Find the Synchronicity

In Chinese 311, Yijing hexagraphs are analyzed to explore Chinese text and tradition.

By Prof. Hyong Rhew [Chinese and humanities] | December 4, 2024

This chart consists of two sets of sixty-four Yijing hexagraphs. One set is arranged in a circular sequence, and the other, as a block of eight layers or columns of eight graphs, or perhaps both. This is one of many charts of hexagraphs produced by scholars who studied the revered Yijing text and traditions surrounding it. Those charts differ with each other in the relative position among hexagraphs. This particular chart, attributed to Shao Yong (1012–1077), is celebrated in part because it was studied by Gottfried Wilhelm Leibniz (1646–1716). The Arabic numerals scribbled in are said to be his handwriting. People argue whether his ideas about the binary code were inspired by the Yijing. The answer from most historians of mathematics is an emphatic no, because Leibniz found the binary system long before he was introduced to the Chinese classic. Early Western reception of the Yijing is not a concern for my course. But this much shall be noted: To say that the Yijing adopts the binary system is not entirely accurate.  The binary system stops at the stage of trigraphs. There was a jump over the stages of tetragraphs and pentagraphs to go directly to hexagraphs. There is no continuous extension of the binary system. Charts such as this play an important part in my course. Fragments of recorded description and result of divination were assembled and transformed into a text revered as the "head" of all Chinese classics. Involved in that process was the claim that sages put them into a synchronic system in which every part is intricately connected to all other parts. This chart is an example of such efforts to find the synchronicity.

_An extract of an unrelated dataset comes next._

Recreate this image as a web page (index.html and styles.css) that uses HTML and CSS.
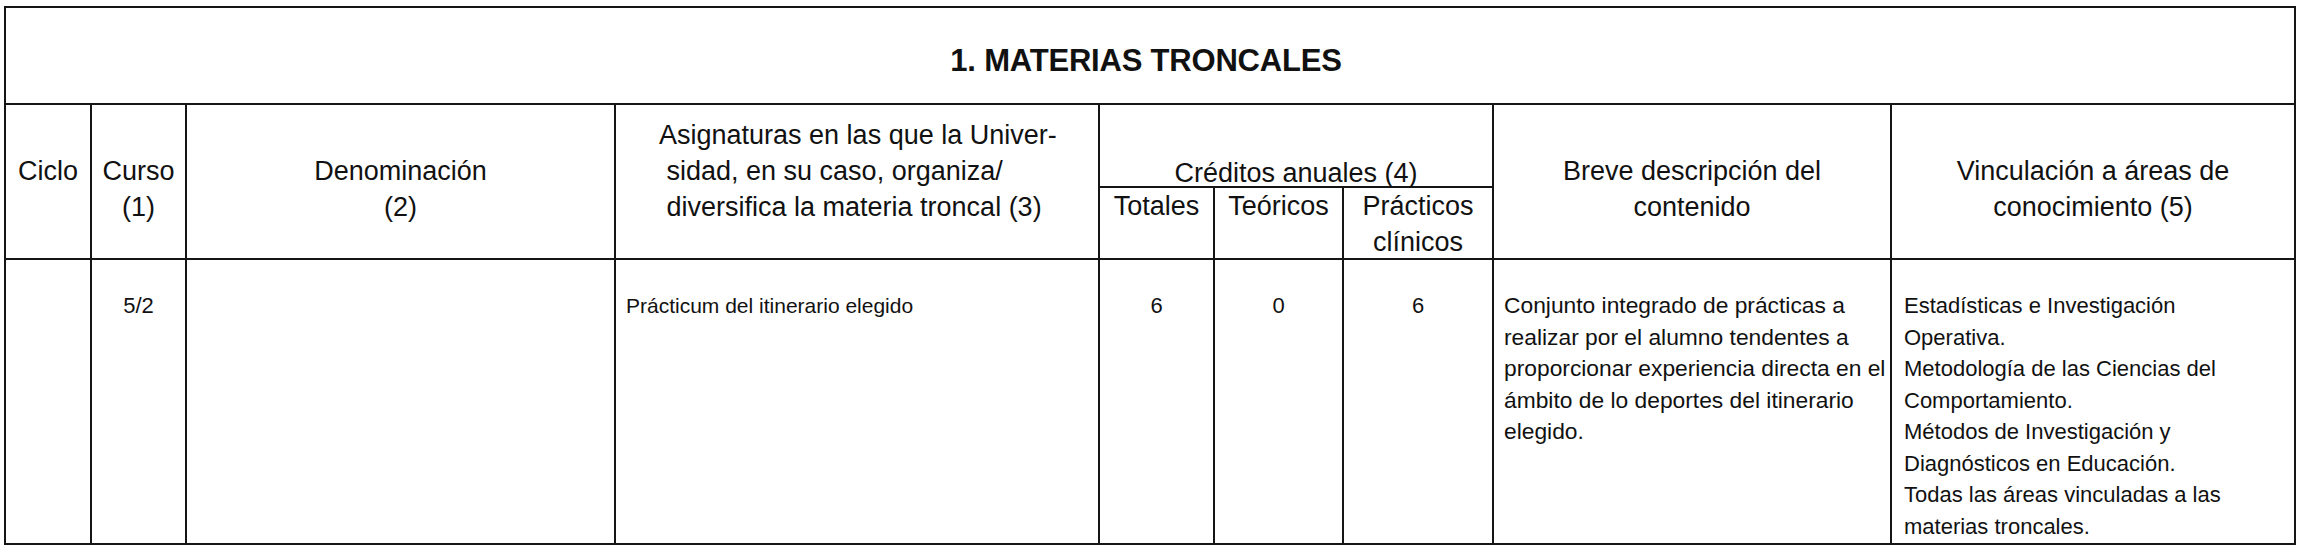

Yijing studies used to be a search for the principles mobilized for the encoding into the system. After more than two millennia of such inquiries, with significant archaeological findings in the second half of the last century, the study now includes the efforts to see beyond the synchronic system and find what may be termed primordial meaning of earliest layers buried and obstructed by the idea of synchronicity.